その一方で2つの世界大戦の期間中、および戦後に起こった食糧不足により、この時代は食物消費量も減少していた。
60年代までには通常の生活を送れるようになり、食品流通が回復すると、10年も経たないうちに肥満症が増え始めたのだ。
最初は主に豊かな国に限られていたが、今日では低所得・中所得国にも広がりをみせている。
実際に状況はあまりにも悪化しているため、専門家らはさまざまな要因を理由に、個人が自分の行動に責任を取る能力について疑問を持ち始めている。その要因として、例えば安価なファストフードの供給の増加が挙げられる。
国立肥満観測研究所(National Obesity Observatory)のハリー・ラター氏(Harry Rutter)は次のように述べている。「事実、人というのは痩せるよりも太るほうが簡単なのです。肥満症の増加は、普通の人達が普通ではない状況に対応した当然の結果です。」
肥満問題を抱えていない国はない
現在では、世界中で推計5億人が肥満の分類に入る。英国では4人に1人である。北米ではさらにひどく、成人の3分の1が肥満である。
トンガでは女性においてこの問題が際立っており、10人中7人の女性が肥満である。
その一方で当初は肥満の傾向がほとんど見られなかった日本や中国のような国でさえ、ますます多くの肥満症例が認められている。
「我々は肥満症と慢性疾患の危機に見舞われている。」世界をリードする肥満専門家の1人であり、オーストラリア・ディーキン大学(Deakin University)に籍を置くボイド・スウィンバーン教授(Professor Boyd Swinburn)はこう話す。「肥満問題を抱えていない国など存在しない。」
また、肥満は糖尿病や心疾患から癌に至るまで多くの健康問題と関連しているため、医療制度の負担が懸念されている。
英国の場合、専門家らの予測では今後20年間で肥満水準はほぼ2倍になる。これはつまり、この問題への対処のために、英国国民保険(NHS)から年間20億ポンドを余分に費やす必要があるということである。
政府、少なくともロンドンの行政機関は、業界と協力してより健康的なライフスタイルの促進に取り組んでいる。
企業は、食品の食塩・砂糖・脂質含有量を減らしたり、より責任あるマーケティング戦略を追求するという一連の誓約書に署名した。

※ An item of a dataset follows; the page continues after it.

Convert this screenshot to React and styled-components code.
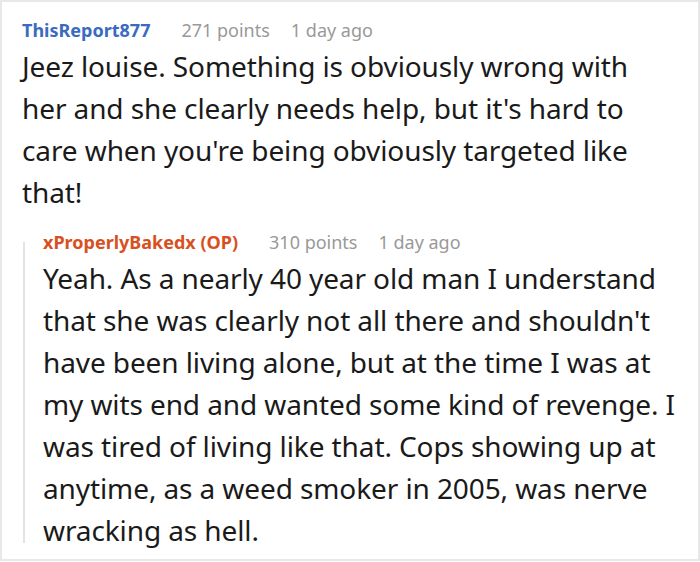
import React from "react";
import styled, { createGlobalStyle } from "styled-components";

const Global = createGlobalStyle`
  html, body { margin: 0; padding: 0; background: #fff; }
  body { font-family: "Noto Sans", "Open Sans", sans-serif; }
`;

const Frame = styled.div`
  box-sizing: border-box;
  width: 700px;
  height: 561px;
  border: 2px solid #e8e8e8;
  padding: 14px 21px 0 20px;
  overflow: hidden;
`;

const Header = styled.div`
  display: flex;
  align-items: baseline;
  font-size: 18px;
  line-height: 28px;
  white-space: nowrap;
`;

const User = styled.span`
  font-weight: 700;
  color: ${(p) => p.$color};
  margin-right: 31px;
`;

const Meta = styled.span`
  color: #999;
  margin-right: 21px;
`;

const Body = styled.div`
  font-size: 28px;
  letter-spacing: -0.1px;
  line-height: 42px;
  color: #1a1a1a;
  margin-top: 1px;
`;

const Reply = styled.div`
  position: relative;
  margin-top: 15px;
  padding-left: 21px;

  &::before {
    content: "";
    position: absolute;
    left: 1px;
    top: 14px;
    bottom: 8px;
    width: 2px;
    background: #e3e3e3;
  }
`;

function Comment({ user, color, points, time, children }) {
  return (
    <>
      <Header>
        <User $color={color}>{user}</User>
        <Meta>{points}</Meta>
        <Meta>{time}</Meta>
      </Header>
      <Body>{children}</Body>
    </>
  );
}

export default function App() {
  return (
    <Frame>
      <Global />
      <Comment user="ThisReport877" color="#3a6bbf" points="271 points" time="1 day ago">
        Jeez louise. Something is obviously wrong with her and she clearly needs help, but it's hard to care when you're being obviously targeted like that!
      </Comment>
      <Reply>
        <Comment user="xProperlyBakedx (OP)" color="#d9501f" points="310 points" time="1 day ago">
          Yeah. As a nearly 40 year old man I understand that she was clearly not all there and shouldn't have been living alone, but at the time I was at my wits end and wanted some kind of revenge. I was tired of living like that. Cops showing up at anytime, as a weed smoker in 2005, was nerve wracking as hell.
        </Comment>
      </Reply>
    </Frame>
  );
}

しかし多くの専門家にとって、これは十分と言えるものではない。ランセット誌の研究者らは、この問題に取り組むには法律などのさらに厳しい措置が必要であると論じている。
論文の1つは、健康によくない食品や飲料への課税、また交通信号のような成分表示ラベルを食品に貼るなどの措置は健康上非常に有益であり、長期的に見れば購入費の節約にもなるだろうとしている。

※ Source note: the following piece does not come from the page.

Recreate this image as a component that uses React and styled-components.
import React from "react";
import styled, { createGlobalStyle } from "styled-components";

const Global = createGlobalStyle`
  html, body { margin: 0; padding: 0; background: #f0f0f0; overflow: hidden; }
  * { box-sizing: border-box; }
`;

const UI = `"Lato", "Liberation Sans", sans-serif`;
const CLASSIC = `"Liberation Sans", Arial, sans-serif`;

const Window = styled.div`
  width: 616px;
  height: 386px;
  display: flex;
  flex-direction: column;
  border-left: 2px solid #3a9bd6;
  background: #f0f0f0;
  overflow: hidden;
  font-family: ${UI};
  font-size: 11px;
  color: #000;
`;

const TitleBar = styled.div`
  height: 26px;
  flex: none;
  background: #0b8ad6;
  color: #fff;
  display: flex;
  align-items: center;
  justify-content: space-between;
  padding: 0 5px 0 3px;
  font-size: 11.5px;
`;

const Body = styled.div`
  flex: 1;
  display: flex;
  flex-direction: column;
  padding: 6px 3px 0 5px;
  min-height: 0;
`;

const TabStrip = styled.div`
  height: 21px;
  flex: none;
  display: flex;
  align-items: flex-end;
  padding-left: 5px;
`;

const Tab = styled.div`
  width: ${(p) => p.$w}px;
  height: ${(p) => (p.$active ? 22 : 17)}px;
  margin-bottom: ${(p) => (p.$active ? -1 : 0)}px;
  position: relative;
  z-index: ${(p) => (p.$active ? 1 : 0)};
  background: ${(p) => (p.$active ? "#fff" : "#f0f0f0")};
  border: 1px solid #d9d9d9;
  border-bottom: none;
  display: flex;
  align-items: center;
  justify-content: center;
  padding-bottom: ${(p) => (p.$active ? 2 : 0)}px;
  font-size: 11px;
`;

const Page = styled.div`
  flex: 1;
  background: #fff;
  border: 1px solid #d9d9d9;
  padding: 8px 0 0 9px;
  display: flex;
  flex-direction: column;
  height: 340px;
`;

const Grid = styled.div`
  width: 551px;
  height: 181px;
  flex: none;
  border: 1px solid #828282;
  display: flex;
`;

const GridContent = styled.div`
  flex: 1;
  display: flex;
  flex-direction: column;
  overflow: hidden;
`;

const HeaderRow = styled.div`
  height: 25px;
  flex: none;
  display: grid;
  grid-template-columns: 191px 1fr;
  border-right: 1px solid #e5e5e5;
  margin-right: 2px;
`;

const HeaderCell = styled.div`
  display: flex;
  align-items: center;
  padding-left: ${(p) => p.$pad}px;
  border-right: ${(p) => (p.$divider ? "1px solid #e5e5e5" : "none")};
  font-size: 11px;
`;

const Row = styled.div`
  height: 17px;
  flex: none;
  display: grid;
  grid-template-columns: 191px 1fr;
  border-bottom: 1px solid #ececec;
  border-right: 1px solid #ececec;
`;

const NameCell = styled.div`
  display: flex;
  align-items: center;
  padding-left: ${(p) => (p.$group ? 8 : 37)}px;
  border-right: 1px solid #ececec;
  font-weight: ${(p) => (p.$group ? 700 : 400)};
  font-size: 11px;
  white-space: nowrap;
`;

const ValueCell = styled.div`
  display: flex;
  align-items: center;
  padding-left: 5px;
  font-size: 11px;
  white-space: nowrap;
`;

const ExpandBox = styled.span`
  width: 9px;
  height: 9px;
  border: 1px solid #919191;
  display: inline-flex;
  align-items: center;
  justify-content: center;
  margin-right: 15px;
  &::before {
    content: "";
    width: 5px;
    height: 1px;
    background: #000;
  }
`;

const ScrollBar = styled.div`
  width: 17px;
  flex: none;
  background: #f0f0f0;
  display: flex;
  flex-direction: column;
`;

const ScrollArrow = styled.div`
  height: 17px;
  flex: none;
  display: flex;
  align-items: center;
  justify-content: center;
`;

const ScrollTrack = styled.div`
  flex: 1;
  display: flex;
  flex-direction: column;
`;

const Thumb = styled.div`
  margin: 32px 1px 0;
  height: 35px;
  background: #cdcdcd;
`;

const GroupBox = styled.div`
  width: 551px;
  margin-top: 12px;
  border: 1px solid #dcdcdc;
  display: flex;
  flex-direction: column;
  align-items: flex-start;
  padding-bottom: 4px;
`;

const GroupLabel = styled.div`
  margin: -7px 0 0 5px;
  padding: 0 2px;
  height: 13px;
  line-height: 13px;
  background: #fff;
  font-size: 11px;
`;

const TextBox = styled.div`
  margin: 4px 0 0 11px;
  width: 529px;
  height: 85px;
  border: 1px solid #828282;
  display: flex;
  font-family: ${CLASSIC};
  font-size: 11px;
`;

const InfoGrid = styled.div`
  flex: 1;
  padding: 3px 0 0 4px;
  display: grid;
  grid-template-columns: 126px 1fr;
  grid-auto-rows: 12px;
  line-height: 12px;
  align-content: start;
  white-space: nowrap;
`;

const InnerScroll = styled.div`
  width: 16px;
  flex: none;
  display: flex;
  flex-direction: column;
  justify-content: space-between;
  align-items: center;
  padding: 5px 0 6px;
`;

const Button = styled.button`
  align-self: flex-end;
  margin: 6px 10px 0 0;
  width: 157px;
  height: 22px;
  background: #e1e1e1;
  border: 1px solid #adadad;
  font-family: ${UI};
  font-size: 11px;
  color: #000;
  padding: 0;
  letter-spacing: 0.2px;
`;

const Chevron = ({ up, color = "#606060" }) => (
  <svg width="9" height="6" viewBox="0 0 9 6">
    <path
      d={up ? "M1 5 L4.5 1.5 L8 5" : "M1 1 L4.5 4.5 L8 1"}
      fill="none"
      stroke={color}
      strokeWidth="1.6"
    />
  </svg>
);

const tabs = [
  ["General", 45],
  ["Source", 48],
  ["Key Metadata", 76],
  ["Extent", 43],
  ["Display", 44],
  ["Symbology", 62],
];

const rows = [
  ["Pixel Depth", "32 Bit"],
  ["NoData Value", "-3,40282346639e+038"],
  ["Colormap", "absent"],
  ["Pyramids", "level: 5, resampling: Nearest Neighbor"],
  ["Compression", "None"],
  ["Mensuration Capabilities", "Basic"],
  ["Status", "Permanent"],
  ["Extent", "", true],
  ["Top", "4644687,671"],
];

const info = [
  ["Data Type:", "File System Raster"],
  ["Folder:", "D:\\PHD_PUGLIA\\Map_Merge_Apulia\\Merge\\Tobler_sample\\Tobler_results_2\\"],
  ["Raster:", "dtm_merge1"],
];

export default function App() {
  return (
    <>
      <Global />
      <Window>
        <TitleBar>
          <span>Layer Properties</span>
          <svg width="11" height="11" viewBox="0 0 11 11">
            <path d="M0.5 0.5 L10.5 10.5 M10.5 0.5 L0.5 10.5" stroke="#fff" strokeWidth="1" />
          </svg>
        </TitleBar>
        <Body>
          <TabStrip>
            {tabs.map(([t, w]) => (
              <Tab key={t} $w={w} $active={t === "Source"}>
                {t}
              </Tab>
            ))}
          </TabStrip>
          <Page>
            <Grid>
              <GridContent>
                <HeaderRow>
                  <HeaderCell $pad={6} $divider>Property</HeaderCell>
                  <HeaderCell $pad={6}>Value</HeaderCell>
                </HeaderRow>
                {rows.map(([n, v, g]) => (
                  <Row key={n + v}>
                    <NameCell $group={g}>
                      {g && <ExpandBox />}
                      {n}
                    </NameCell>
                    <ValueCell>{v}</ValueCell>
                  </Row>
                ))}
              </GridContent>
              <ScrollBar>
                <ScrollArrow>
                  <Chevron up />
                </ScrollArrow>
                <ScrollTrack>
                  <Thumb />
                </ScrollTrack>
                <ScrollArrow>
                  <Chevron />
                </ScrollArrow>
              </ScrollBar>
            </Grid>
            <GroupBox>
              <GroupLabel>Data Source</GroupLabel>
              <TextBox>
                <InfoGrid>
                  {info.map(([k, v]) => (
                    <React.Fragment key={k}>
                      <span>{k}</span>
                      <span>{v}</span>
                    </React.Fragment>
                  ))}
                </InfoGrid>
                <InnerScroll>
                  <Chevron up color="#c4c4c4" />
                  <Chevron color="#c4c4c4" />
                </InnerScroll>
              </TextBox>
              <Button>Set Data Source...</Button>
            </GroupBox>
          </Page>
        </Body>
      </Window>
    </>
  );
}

少数ではあるが、一部の国はこうした措置のいくつかを検討し始めた。
9月にはハンガリーで、ポテトチップやチョコレートのように食塩や砂糖の含有量が多く、すぐに食べられる食品への課税が導入される。
フィンランドとノルウェーはすでにこの措置を講じている。
現時点での課題は、どれほど多くの国や地域がこうした流れに追随するか、ということである。